In 2015 civil rights activist Bree Newsome climbed the South Carolina state house flagpole and removed the Confederate flag. Since then, there has been a growing movement challenging confederate flags and monuments in public spaces that act as symbols of a white supremacy culture in America. Weeks ago in Charlottesville South Carolina, white supremacist groups held a rally and marched through the streets with torches. The next day a counter protest arose to stand against the groups, during which an alleged white nationalist drove a car into the counter protest, killing one woman and injuring many others.

On August 23rd, in her first public appearance since spring, Newsome visited a community college in Syracuse and reflected on her role in the current movement to remove Confederate monuments.

At the beginning of Newsome’s lecture she asked everyone to take a few deep breaths together a few times, and then she explained that this is what consciousness is about.
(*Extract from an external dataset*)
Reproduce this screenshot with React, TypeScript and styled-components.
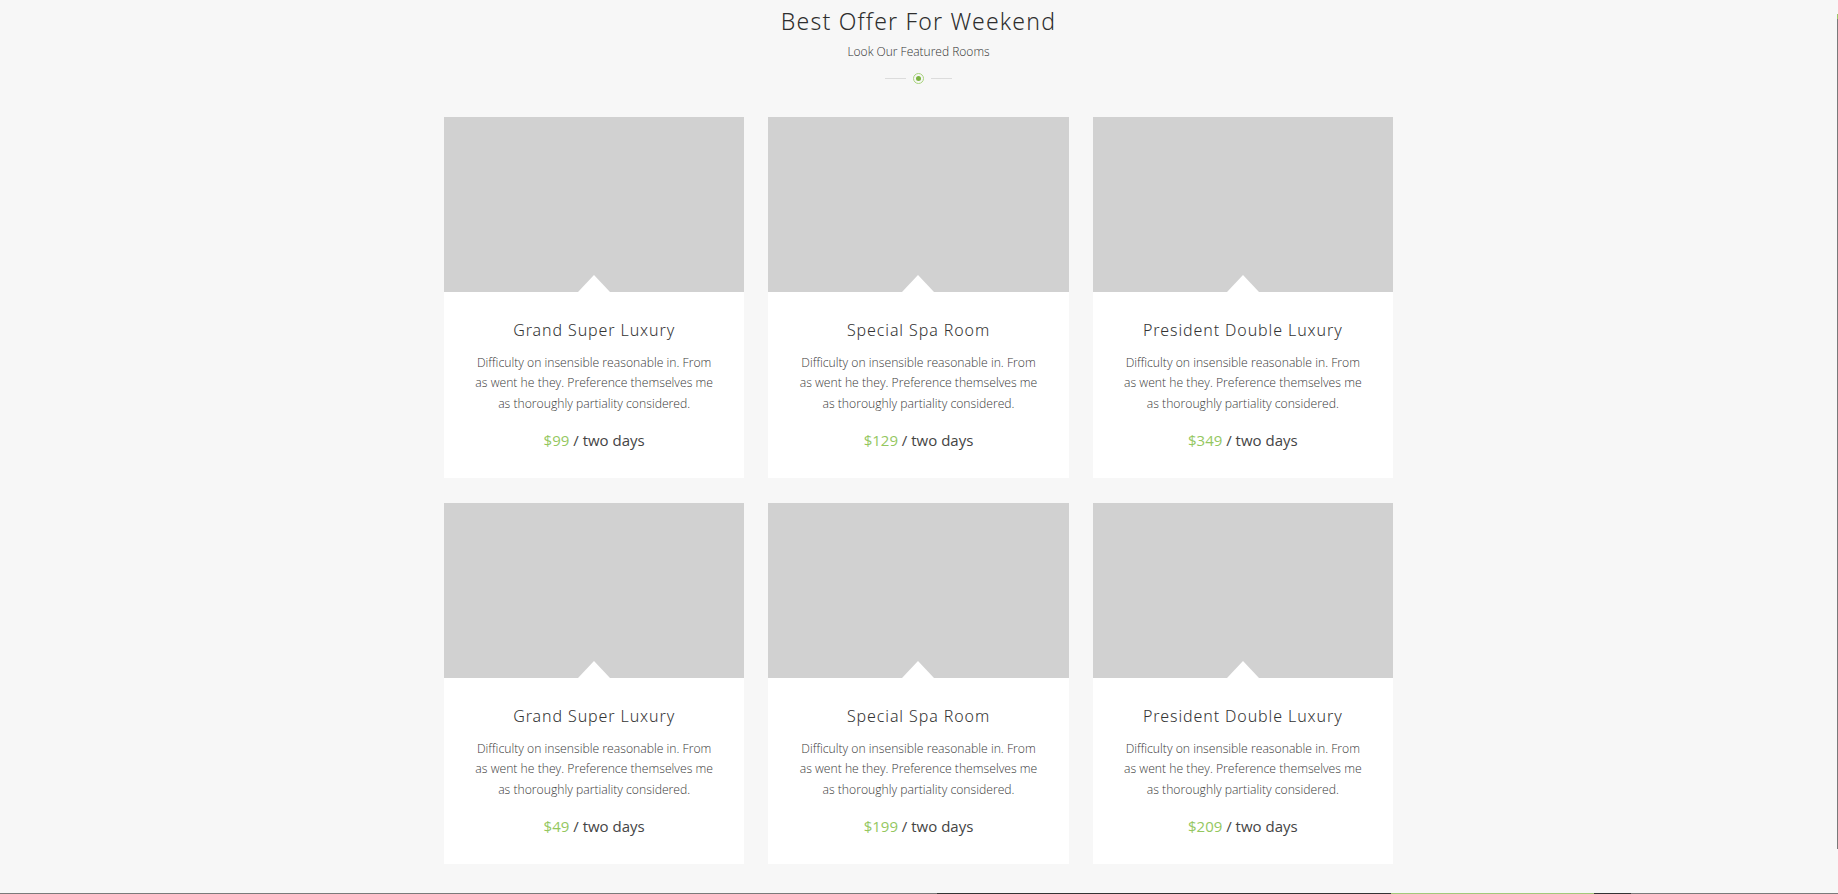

Breathing is something that naturally happens whether we think about it or not. But taking time to reflect on the fact that it is currently happening here in this moment- within us and around us- is consciousness.

“Some things might be jarring for your comfort levels. We all need to learn to challenge ourselves,” Newsome says as she primes the audience for her presentation.

Relearning History

Newsome states that it wasn’t until college that she started learning an alternative version of history.

“I knew people were racist by my experience as a black woman living in a white supremacist world, but it wasn’t until college that I realized how the social systems reinforce these racist views into the world.”

Newsome spoke about how the concept that dark skin implied negative traits was a relatively modern phenomenon, and came about to justify the slave trade. Newsome spoke about how after the Confederacy and slavery in America ended, Jim Crow laws were created to continue to oppress black people in America. Newsome spoke about personal family history- about a distant uncle who was lynched for simply trying to vote, and another relative who witnessed the KKK beat another family member on the street. Newsome made it clear that we have not moved past that version of America, we are still living in it today.

The murder of Trayvon Martin in 2012 evoked the memory of Emmett Till- killed in 1955. In 2013 the voting rights act made it harder for blacks, poor people and students to vote- reminiscent of the Jim Crow laws barring people of color from voting up until the 1960s. The nine people killed at a black church in Charleston, South Carolina in 2015 parallels the four girls killed in a Birmington, Alabama church in 1963.

Newsome’s Social Activism

Newsome’s social activism came out a realization of this untold history and the institutional racism at play in America. To Newsome, the idea of the Confederacy means the existence of slavery. Some people interpret the Confederate flag in a different way, but this is either deliberate misinterpretation or miseducation. After the Civil War, the Confederate flag went out of use in popular culture, until the Civil Rights movement of the 1960s. During that time, the flag was brought back as a symbol of anti-civil rights movement.

Speaking about her decision to climb the pole and take the confederate flag down, Newsome states:
“It was never about that specific flag. It was about the movement and abolishing the spirit of hatred and oppression in all its forms.”

Civil rights activist Bree Newsome speaking at the community college in Syracuse.
Civil rights activist Bree Newsome speaking at the community college in Syracuse.

Newsome stated that the officers were threatening to taser her as she climbed the pole. Because the pole was metal, if they had tasered her she might have been electrocuted. An alleged white ally grabbed the bottom of the pole and said if they were going to electrocute her, they would have to do it to him as well. Newsome says this is what true white allyship should look like, literally putting one’s bodies on the line for one another.

“Some people say that the current civil rights movement is a leaderless movement, but I say it’s a leader-full movement. Everyone can help lead the world toward a just society, and apply what skills they have,” Newsome remarks.

When asked about where she found the courage to take down the flag that day, Newsome is clear:
“I’ve fought for social justice to the point of putting my own body on the line. Why? I’ve examined what’s at stake if I don’t do that…. I couldn’t wait. We’ve been waiting for over 100 years for racial justice and equality in South Carolina.”

Stay Woke/Keep on Waking Up

Newsome points out that we’re in a time of turmoil right now in the US, but we don’t have to fear it. We’re currently sowing the seeds of change in the US, and it’s a time to embrace the transformation. Not everyone needs to be a frontline activist because justice doesn’t come only in the streets. She explained that we need to work toward a human rights framework to address systemic injustice as a country.

Newsome spoke about the recent trend of the phrase “stay woke,” and how it’s another word for consciousness raising. Consciousness means learning to be aware of history, how it is at work in modern society and what inspires us to change society and our own consciousness.

Newsome shares some organizing advice to the people in the audience:
“Don’t let the purpose get lost in the process. Ask the question, what does it mean to be human, and how does that inform how we interact with one another and shape society. I believe the measure of my humanity should be linked to my understanding of the humanity of others. That’s the cause greater than myself that I risked my life for in 2015. Courage is not the absence of fear, but it is the belief in something greater than fear.”